Toni Beneito is a mess. Well, that’s how he describes himself. A textile engineer transformed into a winemaker. Already a successful businessman, in 2019 he decided to pursue his wine dream. Inspired by childhood memories of the harvest festival and treading grapes in the family’s tiny cellar.
Now he has his own winery, on the El Cabeço estate in the shadow of the Sierra Mariola. In 1880 vineyards covered the hills of El Cabeço. That is until the plague of phylloxera forced the vines to be uprooted and time stood still. Almost 150 years later Toni is working to recover these vineyards.
The original plan was modest in its ambitions. Rebuild the original 1880 winery and recover the abandoned vineyards. Sadly the old winery was beyond repair. Four years later the project has been expanded to include a modern winery and tasting room.
Gradually the vineyards are coming back to life. Nurtured by sustainable practices, the wines will be labelled organic from the next harvest. Three years after the certification process began.

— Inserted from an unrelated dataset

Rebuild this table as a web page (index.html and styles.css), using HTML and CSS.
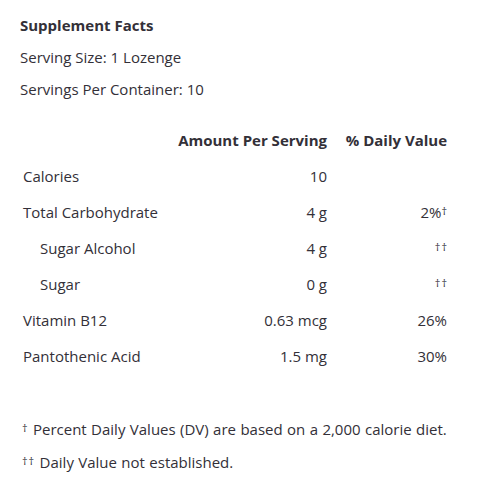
FILE: index.html
```html
<!DOCTYPE html>
<html>
<head>
<meta charset="utf-8">
<link rel="stylesheet" href="styles.css">
</head>
<body>
<div class="facts">
  <div class="title">Supplement Facts</div>
  <div class="line">Serving Size: 1 Lozenge</div>
  <div class="line">Servings Per Container: 10</div>
  <div class="table">
    <div class="row head">
      <div class="c1"></div>
      <div class="c2">Amount Per Serving</div>
      <div class="c3">% Daily Value</div>
    </div>
    <div class="row">
      <div class="c1">Calories</div>
      <div class="c2">10</div>
      <div class="c3"></div>
    </div>
    <div class="row">
      <div class="c1">Total Carbohydrate</div>
      <div class="c2">4 g</div>
      <div class="c3">2%<span class="dag end">†</span></div>
    </div>
    <div class="row">
      <div class="c1 sub">Sugar Alcohol</div>
      <div class="c2">4 g</div>
      <div class="c3"><span class="dag end">††</span></div>
    </div>
    <div class="row">
      <div class="c1 sub">Sugar</div>
      <div class="c2">0 g</div>
      <div class="c3"><span class="dag end">††</span></div>
    </div>
    <div class="row">
      <div class="c1">Vitamin B12</div>
      <div class="c2">0.63 mcg</div>
      <div class="c3">26%</div>
    </div>
    <div class="row">
      <div class="c1">Pantothenic Acid</div>
      <div class="c2">1.5 mg</div>
      <div class="c3">30%</div>
    </div>
  </div>
  <div class="note first"><span class="dag">†</span> Percent Daily Values (DV) are based on a 2,000 calorie diet.</div>
  <div class="note"><span class="dag">††</span> Daily Value not established.</div>
</div>
</body>
</html>
```
FILE: styles.css
```css
html, body {
  margin: 0;
  padding: 0;
  background: #fff;
}
body {
  font-family: "Open Sans", "Noto Sans", sans-serif;
  font-size: 15px;
  color: #333038;
}
.facts {
  padding: 9px 0 0 20px;
  width: 430px;
}
.title {
  font-weight: 700;
  font-size: 15px;
  line-height: 32px;
}
.line {
  line-height: 32px;
}
.table {
  margin-top: 17px;
}
.row {
  display: grid;
  grid-template-columns: 1fr 160px 120px;
  height: 36px;
  align-items: center;
}
.row.head {
  font-weight: 700;
}
.c1 {
  padding-left: 3px;
}
.c1.sub {
  padding-left: 20px;
}
.c2, .c3 {
  text-align: right;
  padding-right: 3px;
  white-space: nowrap;
}
.dag {
  font-size: 11px;
  vertical-align: 3px;
  letter-spacing: 1px;
}
.dag.end {
  margin-right: -1px;
}
.note {
  line-height: 32px;
  padding-left: 2px;
  word-spacing: 0.5px;
}
.note.first {
  margin-top: 38px;
}
```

The winemaking is meticulous. Vineyards are manually harvested and the grapes carefully sorted, berry by berry. Where oak is used it is with a light touch, using barrels made in the Basque Country from French oak
Although the winemaking is serious there is a playful side to Toni’s character. He is experimenting with burying individual bottles to protect them from the intense Valencian heat. As would have been the practice in the days before air conditioning. On my visit Toni exhumed a bottle buried in the sun bleached calcareous soil for twelve months. Despite being buried only a few inches below the surface the bottle was cool to the touch and the wine perfectly preserved. The preservation of rare old vines is a labour of love for Toni and his small team. We should be grateful that he found his heart in the Sierra Mariola.